What should have happened from a party discipline standpoint was that there should have been very strong messaging across the board by the Republican Party that both views were welcome by the party going into the 2022 election. Whereas the Democrats wanted to make this issue an up-and-down vote on every candidate in the election, the Republicans failed to counter this by creating organized messaging to tell the American people that a republican controlled Congress would be very willing to listen to both sides in 2023. My assessment of this blunder is that the Democrats didn’t have to do anything to turn this into a divisive issue to suppress crossover votes. The Republicans did the work for them.
Quite honestly, I’m suspicious it was deliberate. Republican political strategists are not dummies. This calculus of figuring out how to activate crossover voters is not hard. It’s basic political science. The only conclusion I can come to is that party strategists did not want a strong crossover vote. I’m particularly curious to look at the behavior of the GOP in the next couple of years and ask if the contribution of the Republicans to the Establishment cause was to allow pro-life rhetoric to drive away crossover voters from supporting the party candidates whose chances for election depended on voter crossover. This strategy of managing down the threat looks to have worked well on November 8, hence my congratulations to the DC Establishment team at the end of the RedState coverage live stream.
Inside/Outside
The other glaring artifact of the Republican Party in the 2022 election was the failure of the party to clearly identify itself to crossover voters as the party of the “outsiders” against the Washington establishment seeking to bring balance back to the Beltway.
Orphaned Democrats and upset Libertarians are known to share disappointment over many of the policies by government elites that are impacting their quality of life. The “it’s the economy” concern is universal for Americans regardless of party affiliation. If you want a real Red Wave, that wave had to be one that galvanized people in a quest to restore the concerns of the people inside every hall of the federal government in Washington D.C.
But the Republican Party is itself clearly conflicted. Only part of the Republican party has the outsider sentiment. The other part enjoys being part of the Beltway establishment and does not want to give up power to the unwashed. This internal conflict is there for everyone to see. And quite honestly, you can’t really expect crossover voters to jump in the middle over a wrestling match.

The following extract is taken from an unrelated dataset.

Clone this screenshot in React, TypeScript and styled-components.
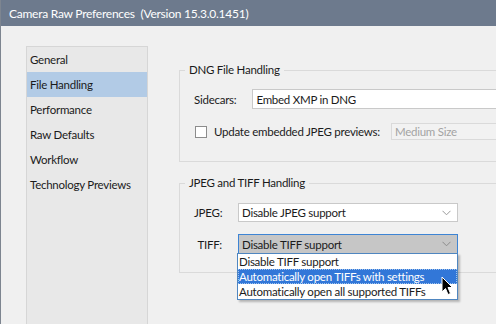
import styled, { createGlobalStyle } from 'styled-components';

const Global = createGlobalStyle`
  html, body { margin: 0; padding: 0; }
  body {
    font-family: "Segoe UI", Lato, "Noto Sans", sans-serif;
    font-size: 11.5px;
    letter-spacing: -0.25px;
    color: #1b1b1b;
  }
`;

const Window = styled.div`
  width: 496px;
  height: 324px;
  overflow: hidden;
  background: #f0f0f0;
  border-left: 1px solid #7d8590;
  box-sizing: border-box;
  display: flex;
  flex-direction: column;
`;

const TitleBar = styled.div`
  height: 26px;
  flex: none;
  background: #6d7a8d;
  color: #ffffff;
  font-size: 12px;
  display: flex;
  align-items: center;
  padding-left: 8px;
  white-space: pre;
`;

const Body = styled.div`
  flex: 1;
  display: flex;
  padding: 20px 0 0 25px;
  min-height: 0;
`;

const Sidebar = styled.ul`
  list-style: none;
  margin: 0;
  padding: 0;
  width: 122px;
  box-sizing: border-box;
  background: #e8e8e8;
  border: 1px solid #d6d6d6;
  border-bottom: none;
  flex: none;
`;

const NavItem = styled.li<{ $active?: boolean }>`
  height: 25px;
  line-height: 25px;
  padding-left: 3px;
  background: ${p => (p.$active ? '#b2cbe6' : 'transparent')};
  white-space: nowrap;
`;

const Panels = styled.div`
  margin-left: 31px;
  width: 360px;
  flex: none;
  display: flex;
  flex-direction: column;
  gap: 13px;
  padding-top: 16px;
`;

const Group = styled.fieldset<{ $pb: number }>`
  margin: 0;
  border: 1px solid #dadada;
  padding: 0 0 ${p => p.$pb}px 14px;
  min-width: 0;
`;

const Legend = styled.legend`
  margin-left: -9px;
  padding: 0 4px;
  line-height: 16px;
`;

const Row = styled.div<{ $mt: number }>`
  display: flex;
  align-items: center;
  margin-top: ${p => p.$mt}px;
`;

const Label = styled.span<{ $w?: number }>`
  width: ${p => (p.$w ? `${p.$w}px` : 'auto')};
  text-align: right;
  flex: none;
  white-space: nowrap;
`;

const Select = styled.div<{ $w: number; $h: number; $ml: number; $open?: boolean; $disabled?: boolean }>`
  position: relative;
  width: ${p => p.$w}px;
  height: ${p => p.$h}px;
  margin-left: ${p => p.$ml}px;
  box-sizing: border-box;
  border: 1px solid ${p => (p.$open ? '#3d84d4' : p.$disabled ? '#dadada' : '#c9c9c9')};
  background: ${p => (p.$open ? '#c6c6c6' : p.$disabled ? '#f2f2f2' : '#ffffff')};
  color: ${p => (p.$disabled ? '#a3a3a3' : '#1b1b1b')};
  display: flex;
  align-items: center;
  padding-left: 3px;
  flex: none;
  white-space: nowrap;
`;

const Chevron = styled.svg`
  position: absolute;
  right: 6px;
  top: 50%;
  margin-top: -3px;
`;

const Check = styled.span`
  width: 12px;
  height: 12px;
  box-sizing: border-box;
  border: 1px solid #8c8c8c;
  background: #fff;
  margin: 0 7px 0 1px;
  flex: none;
`;

const Menu = styled.ul`
  position: absolute;
  left: -2px;
  top: 100%;
  width: 221px;
  margin: 0;
  padding: 0;
  list-style: none;
  background: #fff;
  border: 1px solid #4f86c0;
  box-sizing: border-box;
  box-shadow: 2px 2px 2px rgba(0, 0, 0, 0.25);
  z-index: 2;
`;

const MenuItem = styled.li<{ $hi?: boolean }>`
  height: 15px;
  line-height: 15px;
  padding-left: 1px;
  box-sizing: border-box;
  background: ${p => (p.$hi ? '#3277d8' : 'transparent')};
  color: ${p => (p.$hi ? '#ffffff' : '#1b1b1b')};
  outline: ${p => (p.$hi ? '1px dotted #9fc3ee' : 'none')};
  outline-offset: -1px;
  white-space: nowrap;
`;

const Cursor = styled.svg`
  position: absolute;
  left: 202px;
  top: 41px;
  z-index: 3;
`;

const ChevronIcon = ({ color = '#9a9a9a' }: { color?: string }) => (
  <Chevron width="9" height="6" viewBox="0 0 9 6">
    <path d="M0.5 0.8 L4.5 4.8 L8.5 0.8" fill="none" stroke={color} strokeWidth="1" />
  </Chevron>
);

const navItems = ['General', 'File Handling', 'Performance', 'Raw Defaults', 'Workflow', 'Technology Previews'];

export default function App() {
  return (
    <Window>
      <Global />
      <TitleBar>Camera Raw Preferences  (Version 15.3.0.1451)</TitleBar>
      <Body>
        <Sidebar>
          {navItems.map(n => (
            <NavItem key={n} $active={n === 'File Handling'}>
              {n}
            </NavItem>
          ))}
        </Sidebar>
        <Panels>
          <Group $pb={21}>
            <Legend>DNG File Handling</Legend>
            <Row $mt={11}>
              <Label>Sidecars:</Label>
              <Select $w={260} $h={20} $ml={16}>
                Embed XMP in DNG
                <ChevronIcon />
              </Select>
            </Row>
            <Row $mt={14}>
              <Check />
              <Label>Update embedded JPEG previews:</Label>
              <Select $w={120} $h={17} $ml={11} $disabled>
                Medium Size
              </Select>
            </Row>
          </Group>
          <Group $pb={18}>
            <Legend>JPEG and TIFF Handling</Legend>
            <Row $mt={12}>
              <Label $w={28}>JPEG:</Label>
              <Select $w={220} $h={19} $ml={16}>
                Disable JPEG support
                <ChevronIcon />
              </Select>
            </Row>
            <Row $mt={12}>
              <Label $w={28}>TIFF:</Label>
              <Select $w={220} $h={20} $ml={16} $open>
                Disable TIFF support
                <ChevronIcon color="#8d8d8d" />
                <Menu>
                  <MenuItem>Disable TIFF support</MenuItem>
                  <MenuItem $hi>Automatically open TIFFs with settings</MenuItem>
                  <MenuItem>Automatically open all supported TIFFs</MenuItem>
                </Menu>
                <Cursor width="13" height="20" viewBox="0 0 13 20">
                  <path d="M1 1 L1 16 L4.5 12.5 L7 18.5 L9.5 17.5 L7 11.5 L11.5 11.5 Z" fill="#000" stroke="#fff" strokeWidth="1" />
                </Cursor>
              </Select>
            </Row>
          </Group>
        </Panels>
      </Body>
    </Window>
  );
}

The bottom line for the crossover voters is that if control of the Republican Party belongs to the establishment wing, there’s absolutely no reason for any Democrat or Libertarian to vote with them. It just means that there are orphaned Republicans wandering the wilderness with them. But if control of the outsider wing belongs to a controversial figure, that’s a hard sell too. And that’s one of the fatal flaws that I saw in why a Red Wave wasn’t going to work in the 2022 election.
Inconvenient Lightning Rod
Like him or not, Donald Trump continues to be the lightning rod charismatic figure of the outsider wing of the Republican Party. He is the blood enemy of the insider wing of the Republican Party, the Democratic Party, the DC professionals, and the intellectual elitists of academia and media; none of whom care what ordinary people think. This “coalition of the resistance” all fear that he might stage a second coming.
I don’t believe for an instant that the aura of Trump hanging over US politics is over. Not because of him as an individual, but because of the idealism he is the vessel of. No one has replaced Donald Trump as the voice of ordinary America. This is too bad because that means there is no figurehead able to galvanize the orphaned and crossover base. There is a massive political army assembled to neuter the man. And it will attack anyone who comes along who might substitute for him.
Don’t get me wrong, I do give Trump credit as being one of the most insightful Americans we have. He is competent and capable of seeing US policy and strategy in a complex world with better clarity than many other players on the American political scene. He remains the only candidate I saw in 2016 that never ran out of ideas on stage; and I watched a lot of them get up and talk, listening carefully for that moment of pause that signaled they’d just run out of steam. Anyone that tells you that Trump doesn’t have what it takes to lead is in denial of reality. That’s what makes him the most dangerous threat to the establishment in the arena. His greatest weakness is he loves to be the center of attention. And that’s simply not enough to overcome so many foes massed inside the castle keep of the District of Columbia.
It’s not that the desire for such a charismatic figure to lead the cause of ordinary America isn’t there. That was clearly the undercurrent of the hopes of a Red Wave in 2022. But no one so far has appeared on the scene to replace the charisma of “The Donald” with an even larger figure like Ronald Reagan or John Kennedy. Remember that these men, in their time, also made the establishment nervous as they changed the rules of the game. Personally, I’d like to see someone show up not just by himself or herself, but with a proper team that I can trust.
I’m still waiting. The realist in me doesn’t believe that there will be a Red Wave – make that an American Wave – until that person arrives on the scene and inspires America with a constructive approach to digging up the skeletons in the Washington Mall.
Divide and Conquer
In the days of Philip of Macedonia and the age of the Roman Empire, one of the preferred tools of statecraft to keep the provincials in line was to create artificial squabbles so they would attack each other and not be a threat to the imperial throne.
The primary season starts now. The main goal of the DC Establishment for the next two years is to do whatever it takes to make sure that the people of the provinces remain divided and unable to form a coalition to wrestle power from them in the 2024 election. For the Republican wing of that Establishment, I believe that means making sure that Donald Trump and Ron DeSantis become embroiled in a hopeless struggle of animus, and that any other charismatic figure that comes on the scene is immediately vilified by the cooperative media.
Bear this in mind in the months ahead.